Of data and servers, a cautionary tale

This is the final blog in a four-part series delving into information security concerns and what you can do to keep your organisation safe.

An interesting hack was brought to my attention by our ever-vigilant National Support Manager not so long ago, and it highlights what is frequently a blind spot in IT security.

The hack in question was a data leak for a site called "Beautiful People", a dating site where existing members get to vote on whether new members are approved based on their physical characteristics. I'm not going to comment on my feelings about the site's concept, that's outside the scope of this article. What is within the scope of this article, though, is that their production website was not hacked at all. The data (details of 1.1 million users) was taken from an Internet-facing test system.

Under the radar

Information breaches have gained a lot of press in recent years. As a result, there's an increasing focus on Information Security. Organisations are engaging security consultants, installing firewalls, implementing policies, and generally lifting their infosec game. This is a good thing. However, most of the attention is focused on securing the front doors. In the case of Beautiful People, their primary web servers were properly secured. However, while all eyes were on the front door (the public website), nobody noticed that the tradesman's entrance (the test system) was open, and a big "please come in" sign was plastered above the lintel.

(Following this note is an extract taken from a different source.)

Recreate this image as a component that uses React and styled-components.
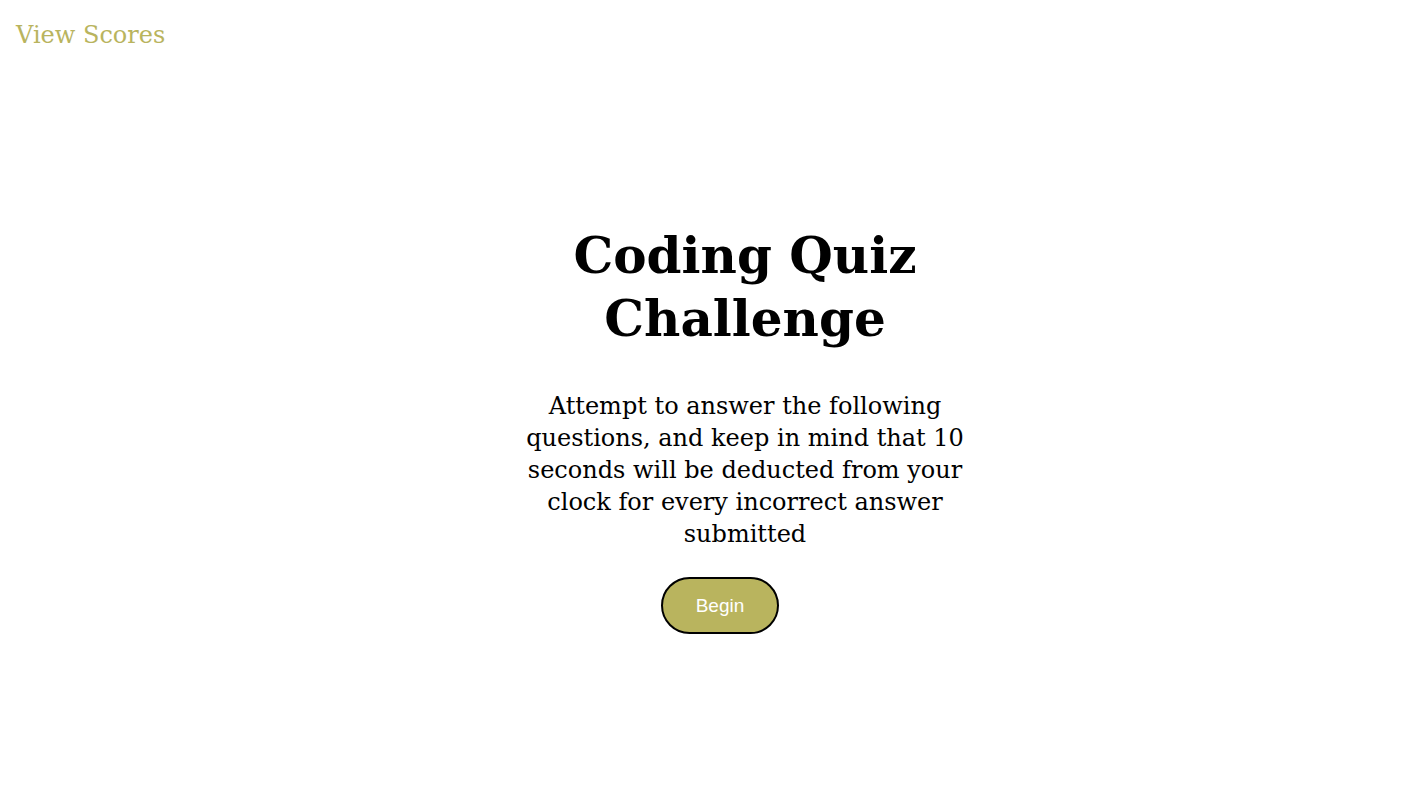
import React from 'react';
import styled, { createGlobalStyle } from 'styled-components';

const GlobalStyle = createGlobalStyle`
  body {
    margin: 0;
    background: #fff;
    font-family: "DejaVu Serif", Georgia, serif;
  }
`

const Header = styled.header`
  display: flex;
  padding: 21px 16px 0;
`

const ScoresLink = styled.a`
  color: #b9b45e;
  font-size: 24px;
  text-decoration: none;
  cursor: pointer;
`

const Main = styled.main`
  display: flex;
  justify-content: center;
  padding: 175px 0 0 72px;
`

const Card = styled.section`
  width: 450px;
  display: flex;
  flex-direction: column;
  align-items: center;
  text-align: center;
`

const Title = styled.h1`
  margin: 0;
  font-size: 50px;
  line-height: 63px;
  font-weight: bold;
  color: #000;
`

const Intro = styled.p`
  margin: 40px 0 27px;
  font-size: 24px;
  line-height: 32px;
  color: #000;
`

const BeginButton = styled.button`
  margin-right: 50px;
  width: 118px;
  height: 57px;
  border: 2px solid #000;
  border-radius: 29px;
  background: #b9b45e;
  color: #fff;
  font-family: "Liberation Sans", Arial, sans-serif;
  font-size: 19px;
  cursor: pointer;
`

export default function App() {
  return (
    <>
      <GlobalStyle />
      <Header>
        <ScoresLink>View Scores</ScoresLink>
      </Header>
      <Main>
        <Card>
          <Title>Coding Quiz Challenge</Title>
          <Intro>
            Attempt to answer the following questions, and keep in mind that 10
            seconds will be deducted from your clock for every incorrect answer
            submitted
          </Intro>
          <BeginButton>Begin</BeginButton>
        </Card>
      </Main>
    </>
  );
}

Beautiful People uses a MongoDB backend. MongoDB access (at least for the version they're running) is unauthenticated by default. Access control is supposed to be handled by specifically allowing access from legitimate IP's and blocking everything else. For their production servers, this was done. For their test servers it wasn't. (A similar situation existed and data leaks have happened for ElasticSearch databases). As a result, all of the Beautiful People information was exposed to the Internet. Beautiful People have said that the data was copied to the test system last July, so newer member details haven't been accessed. However, that also means the data has been accessible since last July.

If it's on the interney

I'm sure the IT people who ran up the test system didn't suspect they were exposing all of their user data. The system had no DNS entries to point people at it, and it wasn't well known outside of the company. However, there are well known, freely available services that scan the entire Internet and allow users to search the results. In this instance, it was easy for attackers to find a list of unsecured MongoDB databases and check them for content. The person who reported the issue used a search engine called Shodan which is widely used by penetration testers, information security consultants, and hackers.

The message from the Beautiful People breach is clear - security by obscurity is not a valid information security strategy.

Security decisions need to consider the data

The underlying issue here is that the system was not considered to be a target because it was a test system. However, the data on the test system was production data. Because the data on the system was confidential, the test system should have been classified as confidential and the same protections put in place as for the production system.

Similar situations happen all the time.

  • Developers run up virtual machine on their unsecured laptop using production data to test changes take them to insecure environments
  • Business execs import production data into spreadsheets on their laptops so they can generate reports at home
  • Backups are put on optical and USB media and left around the office
  • Backups are stored in "cloud storage" services for easy access and sharing

Once the data is away from the production servers, it's often no longer considered. The risk is overlooked because "it's just a test machine" or "it's just a backup." IT teams focus on protecting their servers. However, the hackers' end goal is not the servers, it's the data. And if it's exposed, they'll find it.